Question

Define Time period of a pendulum.

Answer 1

Hint: Time period of anything is the amount of time required for it to complete one oscillation. Usually when we have angular velocity we can get frequency from it and when we get frequency the inverse of that frequency gives us the time period. If an object is executing simple harmonic motion then we find the restoring force first and then time period from that.
Formula used:
$T = 2\pi \sqrt {\dfrac{L}{g}} $

Complete answer:
Frequency is the number of waves passing through a point within one second. If we take inverse of that frequency, we will get the time period. In case of satellites revolving around any planet we get angular velocity of rotation of that satellite by equating the centripetal force of that satellite to the gravitational force of attraction between satellite and that planet and then we will find out the frequency and we will take the inverse of frequency to get the time period.

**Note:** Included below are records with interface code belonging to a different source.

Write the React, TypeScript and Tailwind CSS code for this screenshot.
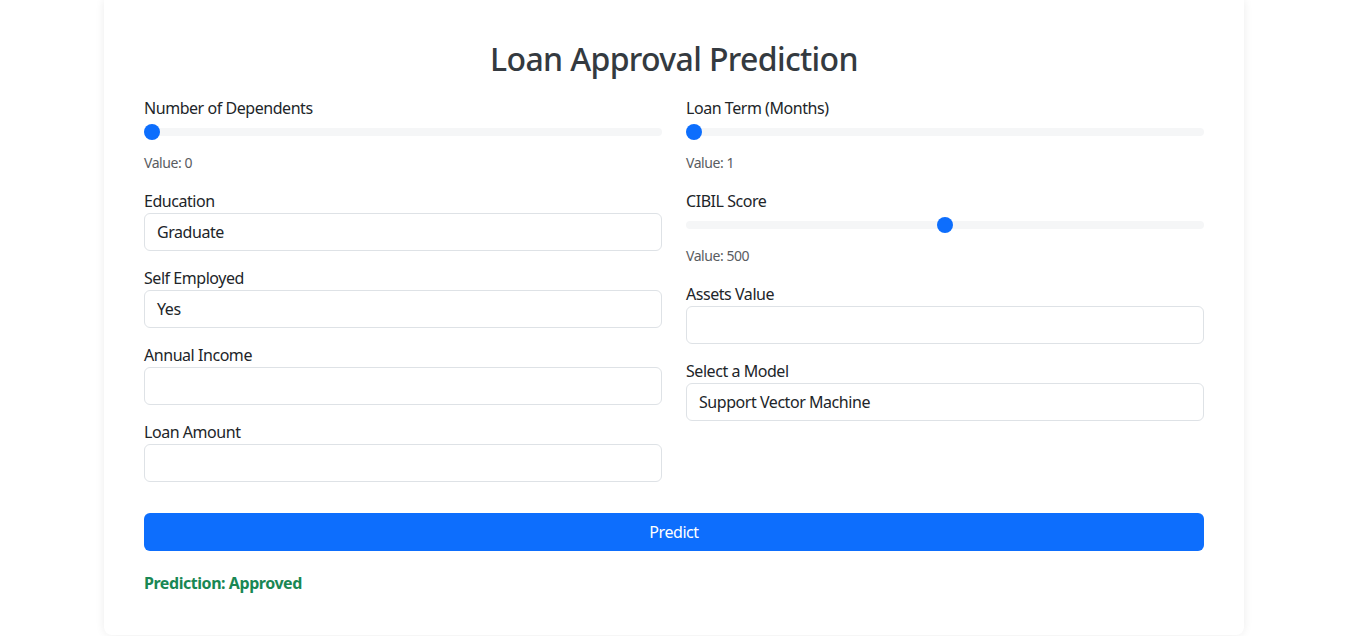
import React from "react";

function Slider({ label, value, min, max }: { label: string; value: number; min: number; max: number }) {
  const pct = (value - min) / (max - min);
  return (
    <div className="mb-4">
      <label className="block leading-6 text-[#212529]">{label}</label>
      <div className="mt-px flex h-[22px] items-center">
        <div className="relative h-2 w-full rounded-full bg-[#f5f6f7]">
          <div
            className="absolute top-1/2 h-4 w-4 -translate-y-1/2 rounded-full bg-[#0d6efd]"
            style={{ left: `calc((100% - 16px) * ${pct})` }}
          />
        </div>
      </div>
      <div className="mt-[9px] text-sm leading-[21px] text-[#595c5f]">Value: {value}</div>
    </div>
  );
}

function Field({ label, value }: { label: string; value?: string }) {
  return (
    <div className="mb-[15px]">
      <label className="block leading-6 text-[#212529]">{label}</label>
      <div className="flex h-[38px] items-center rounded-md border border-[#dee2e6] bg-white px-3 text-[#212529]">
        {value}
      </div>
    </div>
  );
}

export default function App() {
  return (
    <div className="min-h-screen bg-white font-['Segoe_UI','Noto_Sans',sans-serif] text-base tracking-[-0.45px]">
      <div className="ml-[104px] w-[1140px] rounded-b-lg bg-white px-10 pb-10 pt-10 shadow-[0_0_10px_rgba(0,0,0,0.08)]">
        <h2 className="mb-[18px] text-center text-[32px] font-medium leading-[38px] tracking-[-0.65px] text-[#343a40]">
          Loan Approval Prediction
        </h2>
        <div className="grid grid-cols-2 gap-x-6">
          <div>
            <Slider label="Number of Dependents" value={0} min={0} max={5} />
            <Field label="Education" value="Graduate" />
            <Field label="Self Employed" value="Yes" />
            <Field label="Annual Income" />
            <Field label="Loan Amount" />
          </div>
          <div>
            <Slider label="Loan Term (Months)" value={1} min={1} max={30} />
            <Slider label="CIBIL Score" value={500} min={0} max={1000} />
            <Field label="Assets Value" />
            <Field label="Select a Model" value="Support Vector Machine" />
          </div>
        </div>
        <button className="mt-4 h-[38px] w-full rounded-md bg-[#0d6efd] text-white">Predict</button>
        <div className="mt-5 font-bold leading-6 text-[#198754]">Prediction: Approved</div>
      </div>
    </div>
  );
}
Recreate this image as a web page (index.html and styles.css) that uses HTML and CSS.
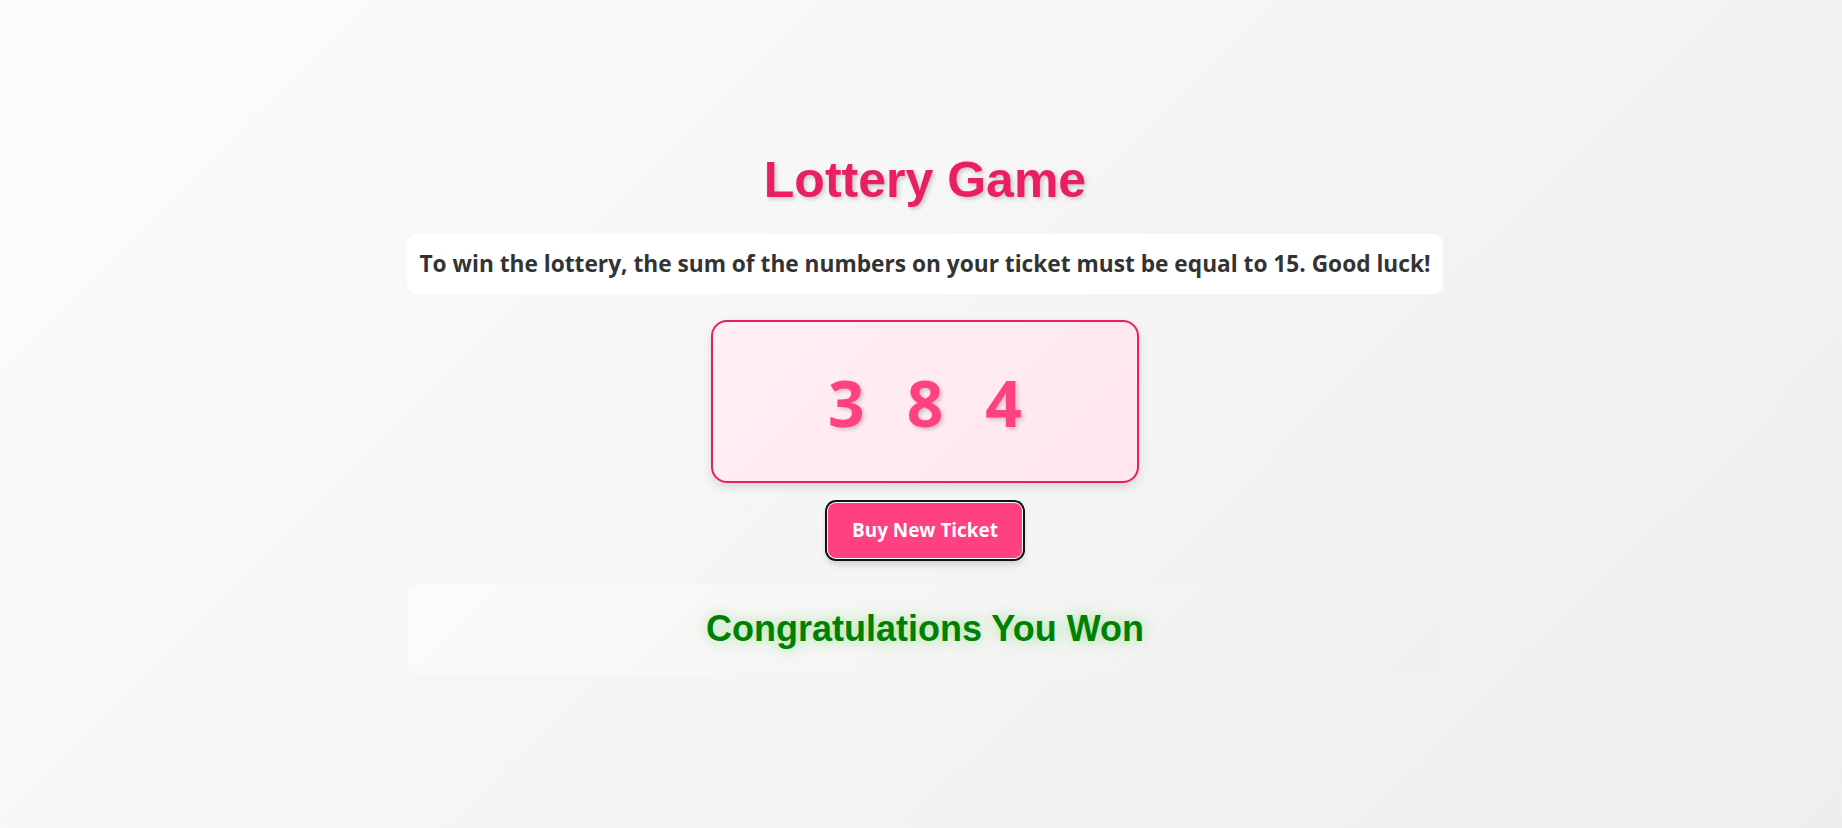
FILE: index.html
```html
<!DOCTYPE html>
<html lang="en">
<head>
<meta charset="utf-8">
<title>Lottery Game</title>
<link rel="stylesheet" href="styles.css">
</head>
<body>
<main class="game">
  <h1 class="title">Lottery Game</h1>
  <p class="rules">To win the lottery, the sum of the numbers on your ticket must be equal to 15. Good luck!</p>
  <div class="ticket">
    <span class="digit">3</span>
    <span class="digit">8</span>
    <span class="digit">4</span>
  </div>
  <button class="buy" type="button">Buy New Ticket</button>
  <div class="result">
    <h2 class="result-text">Congratulations You Won</h2>
  </div>
</main>
</body>
</html>
```

FILE: styles.css
```css
html, body {
  margin: 0;
  padding: 0;
}
body {
  min-height: 100vh;
  background: linear-gradient(135deg, #fdfcfc 0%, #eeeeee 100%);
  font-family: "Open Sans", "Noto Sans", sans-serif;
}
.game {
  display: flex;
  flex-direction: column;
  align-items: center;
  padding: 152px 0 0 8px;
}
.title {
  margin: 0 0 24px;
  font-family: "Liberation Sans", Arial, sans-serif;
  font-size: 50px;
  line-height: 1.15;
  font-weight: 700;
  color: #e91e63;
  text-shadow: 2px 2px 4px rgba(0, 0, 0, 0.2);
}
.rules {
  box-sizing: border-box;
  width: 1036px;
  margin: 0 0 26px;
  padding: 14px 10px;
  background: #ffffff;
  border-radius: 10px;
  text-align: center;
  font-size: 22.7px;
  line-height: 32px;
  font-weight: 700;
  color: #333333;
}
.ticket {
  box-sizing: border-box;
  width: 428px;
  height: 163px;
  margin: 0 0 20px;
  padding-top: 2px;
  display: flex;
  justify-content: center;
  align-items: center;
  gap: 42px;
  border: 2px solid #e91e63;
  border-radius: 16px;
  background: linear-gradient(135deg, #fff0f5 0%, #ffe6ec 100%);
  box-shadow: 0 4px 10px rgba(0, 0, 0, 0.12);
}
.digit {
  font-size: 64px;
  font-weight: 700;
  color: #ff4081;
  text-shadow: 2px 2px 4px rgba(0, 0, 0, 0.2);
}
.buy {
  box-sizing: border-box;
  width: 194px;
  height: 55px;
  margin: 0 0 26px;
  border: none;
  border-radius: 8px;
  background: #ff4081;
  color: #ffffff;
  font-family: "Open Sans", "Noto Sans", sans-serif;
  font-size: 18.9px;
  font-weight: 700;
  box-shadow: 0 0 0 1px #ffffff, 0 0 0 3px #111111, 0 5px 8px rgba(0, 0, 0, 0.2);
  cursor: pointer;
}
.result {
  box-sizing: border-box;
  width: 1036px;
  height: 91px;
  display: flex;
  justify-content: center;
  align-items: center;
  border-radius: 10px;
  background: linear-gradient(135deg, #fcfafa 0%, #f0f0f0 100%);
}
.result-text {
  margin: 0;
  font-family: "Liberation Sans", Arial, sans-serif;
  font-size: 36px;
  line-height: 1.15;
  font-weight: 700;
  color: #008000;
  text-shadow: 0 0 16px rgba(0, 200, 0, 0.4);
}
```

In case of simple pendulum time period is the time required for the simple pendulum to do one complete oscillation i.e if a pendulum starts from the mean position it will travel all the way back to its mean position after completing one total oscillation. The amount of time required for this is called the time period of simple pendulum.

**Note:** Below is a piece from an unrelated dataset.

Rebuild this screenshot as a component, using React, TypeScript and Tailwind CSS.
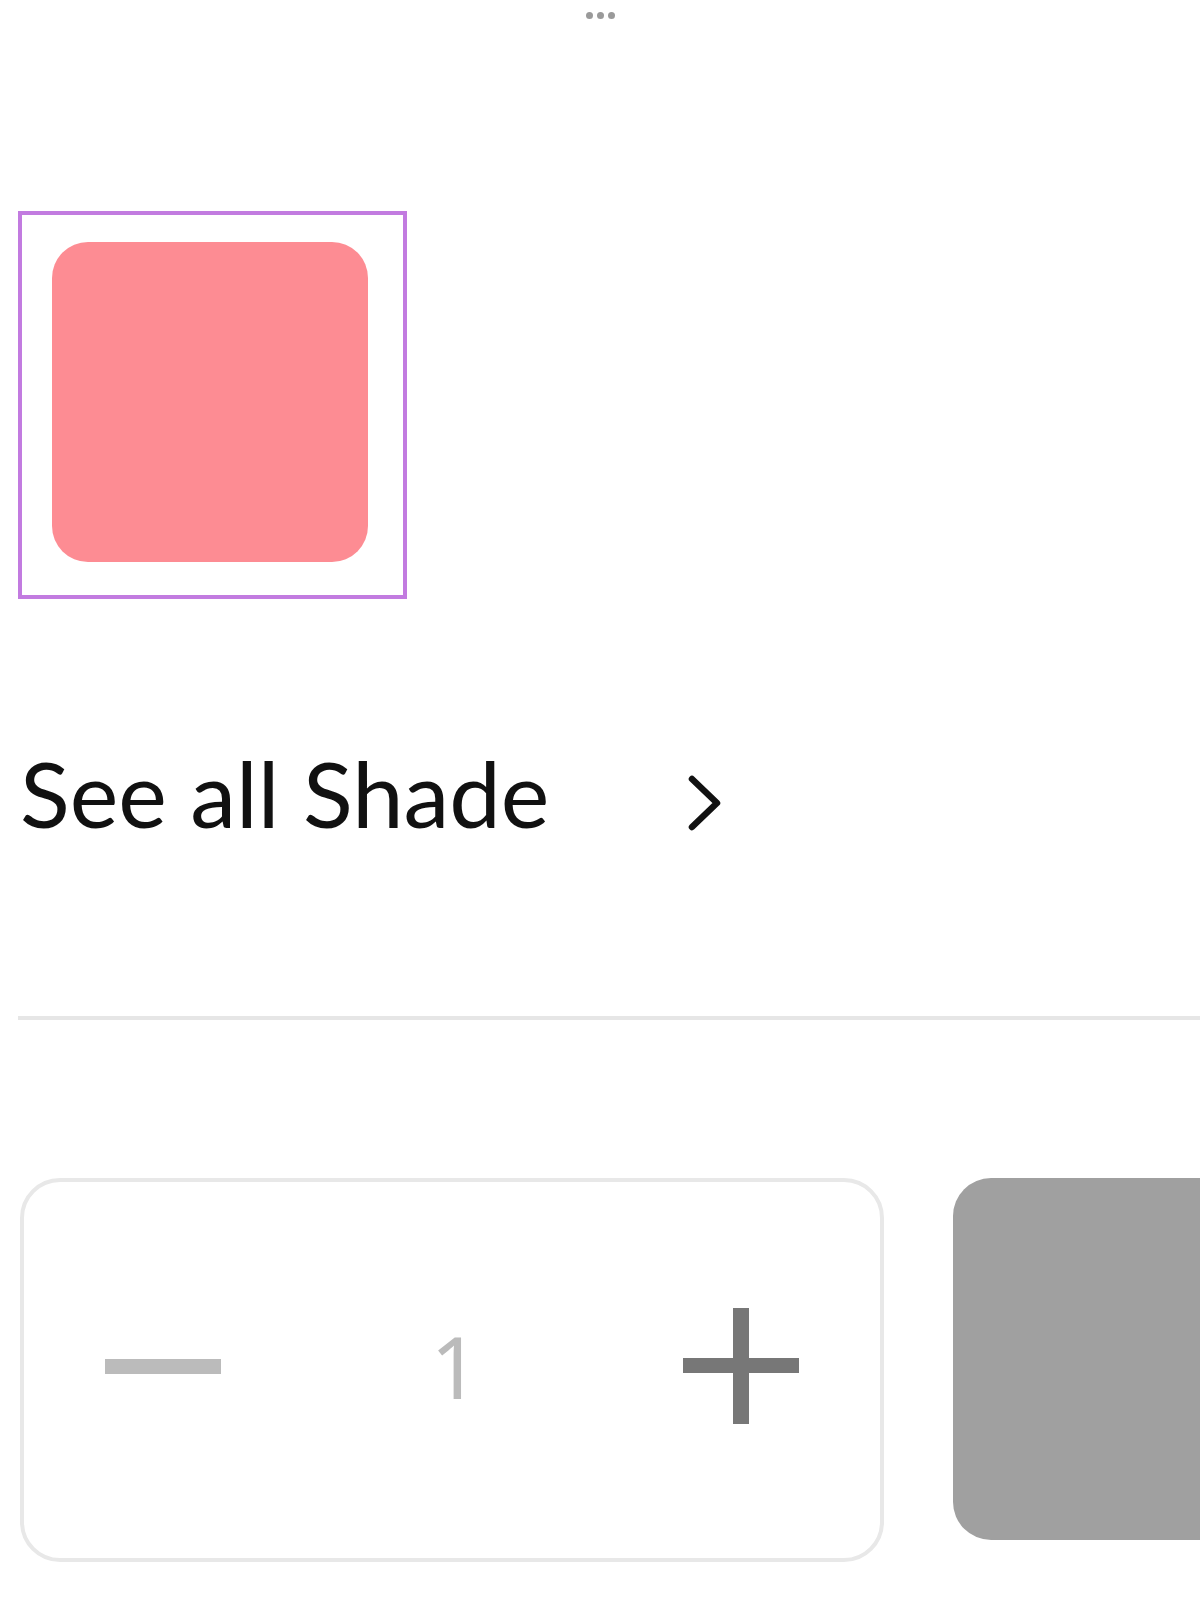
import React from 'react';

// Shade picker + quantity row, zoomed mobile view
const Dots = () => (
  <div className="flex h-[30px] items-center justify-center gap-[4px]">
    {[0, 1, 2].map((i) => (
      <span key={i} className="block h-[7px] w-[7px] rounded-full bg-[#9a9a9a]" />
    ))}
  </div>
);

const Chevron = () => (
  <svg width="40" height="58" viewBox="0 0 40 58" fill="none" className="block">
    <polyline
      points="8,5 33,29 8,53"
      stroke="#111"
      strokeWidth="6.5"
      strokeLinecap="round"
      strokeLinejoin="round"
    />
  </svg>
);

export default function App() {
  return (
    <div
      className="w-[1200px] overflow-hidden bg-white pb-[37px]"
      style={{ fontFamily: 'Lato, "Noto Sans", sans-serif' }}
    >
      <Dots />

      <div className="pl-[18px] pt-[181px]">
        <div className="h-[388px] w-[389px] border-[4px] border-[#c27be0] pl-[30px] pt-[27px]">
          <div className="h-[320px] w-[316px] rounded-[36px] bg-[#fd8c93]" />
        </div>
      </div>

      <div className="mt-[146px] flex h-[95px] items-center pl-[20px]">
        <span className="text-[92px] leading-none text-[#111]">See all Shade</span>
        <span className="ml-[135px] mt-[20px]">
          <Chevron />
        </span>
      </div>

      <div className="ml-[18px] mt-[176px] h-[4px] bg-[#e6e6e6]" />

      <div className="mt-[158px] flex items-start pl-[20px]">
        <div className="flex h-[384px] w-[864px] shrink-0 items-center justify-between rounded-[40px] border-[4px] border-[#e8e8e8] px-[81px] pb-[8px]">
          <span className="block h-[15px] w-[116px] bg-[#bbbbbb]" />
          <span
            className="pl-[6px] text-[86px] font-normal leading-none text-[#bbbbbb]"
            style={{ fontFamily: '"Noto Sans", sans-serif' }}
          >
            1
          </span>
          <span className="relative block h-[116px] w-[116px]">
            <span className="absolute left-0 top-[50px] block h-[15px] w-[116px] bg-[#777777]" />
            <span className="absolute left-[50px] top-0 block h-[116px] w-[16px] bg-[#777777]" />
          </span>
        </div>
        <div className="ml-[69px] h-[362px] w-[320px] shrink-0 rounded-[38px] bg-[#a0a0a0]" />
      </div>
    </div>
  );
}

We will derive it by giving small displacement to the simple pendulum from the mean position then component of gravity tries to bring it back to the mean position and we equate that force to the restoring force and from that we will get the angular velocity and finally we get the time period from that.

We get that time period as $T = 2\pi \sqrt {\dfrac{L}{g}} $ where L is the length of the string and g is the acceleration due to gravity which is constant in this case.

Note:
The formula which we had derived is valid only for small displacements of the pendulum from its mean position and when acceleration due to gravity is constant and when length of the string is very negligible compared to the radius of the earth. If the length of the string is comparable to the radius of earth then we get a different formula.